I want to begin this blog by stating that I am not someone who dislikes police. In fact, I have great respect for them. It can be a thankless job, and one where they have to deal with people at their very worst. They must sometimes put themselves in harms way to protect others, and many have been killed in the line of duty doing just that. Because of this, I have much respect for the men and women in law enforcement. Please keep this in mind as you read what follows.
On Friday April 8, 2016, the Clermont, Florida Police Department conducted a “sobriety checkpoint.” Like everyone else on Lakeshore Drive that evening I was detained at this checkpoint.
I considered turning to avoid the checkpoint, but was concerned that I would be followed and pulled over for avoiding the checkpoint anyway, so I decided to go through it. I thought “as much as I don’t like this, I’ll tell them I’ve not been drinking, and will be on my way”…an inconvenience to be sure, but not the end of the world.
So I roll up, and wait my turn in line with everyone else. When the officer finally got to my car, he identified himself, and then asked to see my license, registration, and proof of insurance.
At this point I realize that a lot of you are probably thinking “So what? Just give him what he wants and be on your way.” There was a time when I would have agreed with you. The convenient thing to do would be to simply give him my info and move on.
This night though, something in me said “this just doesn’t feel right.” I thought “if this is a sobriety checkpoint, as their sign indicates, why does he need to see my information to determine whether I am sober?”
I was wearing my seat belt, I was not speeding, I was not breaking any laws (and on any other day, it would be illegal to stop me, as there would be no cause for them to do so), and yet here I was being detained and asked by law enforcement to identify myself. In a free country, this sort of thing should not happen.

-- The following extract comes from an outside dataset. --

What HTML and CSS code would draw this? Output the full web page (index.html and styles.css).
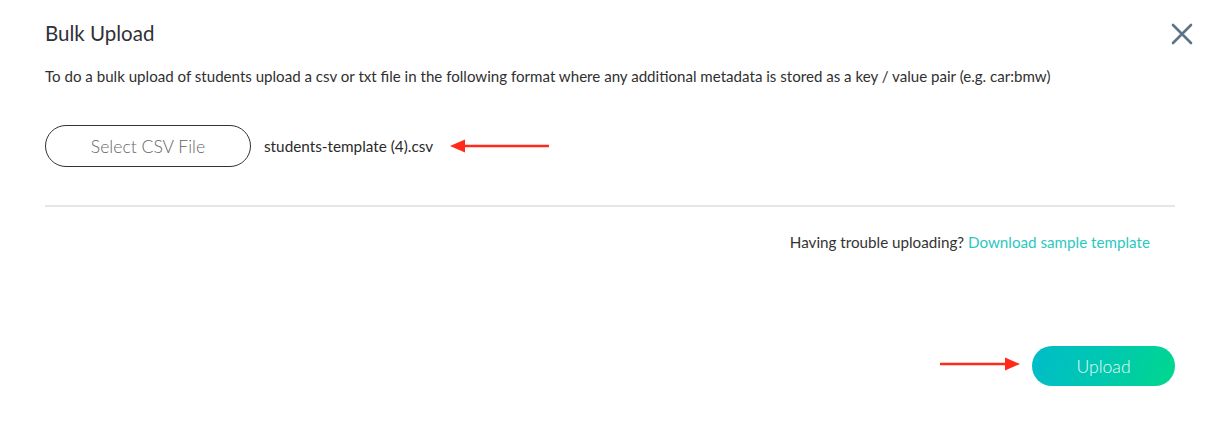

I realize that the courts have held that these checkpoints are legal, and as much as I don’t like that, I get it. What I don’t get is why it is OK to detain and ID an individual who has broken no laws. If I come to the checkpoint, and I give you reason to think I have been drinking, then I can understand why you would need to ID me. At that point, you can reasonably suspect that I am doing something unlawful (DUI), but until or unless that happens, I am just another motorist going about his business, and I should be left alone.
Anyway, back to the encounter. Initially I told the officer that I did not want to provide my ID to him. When he asked me why not, I told him that I had committed no crime, and that there was no reason for him to ask for or see my ID. It was then that I was threatened with arrest and fines if I did not produce my papers. Not wanting to be delayed any longer, I eventually agreed to show my paperwork, but it was most definitely under protest. The officer reviewed my papers, and once he decided everything was in order, I was allowed to proceed. The funny thing is, at this “sobriety checkpoint”, the officer never once asked me if I had been drinking. It was all about seeing my papers, peeking into my car, and trying to find something to bust me for.
The officer said that the checkpoint was “all about keeping people safe”, and I am sure that most people believe it when they hear this. It sounds good when they say it, but I have to wonder how many drunks they actually caught at 7 o’clock at night. This was not really about safety, it was all about showing their presence in the community, and was really for all intents and purposes a PR move. I am sure they wrote a few seat belt tickets, and maybe a few other minor things, but beyond that, I am not sure they accomplished a whole lot.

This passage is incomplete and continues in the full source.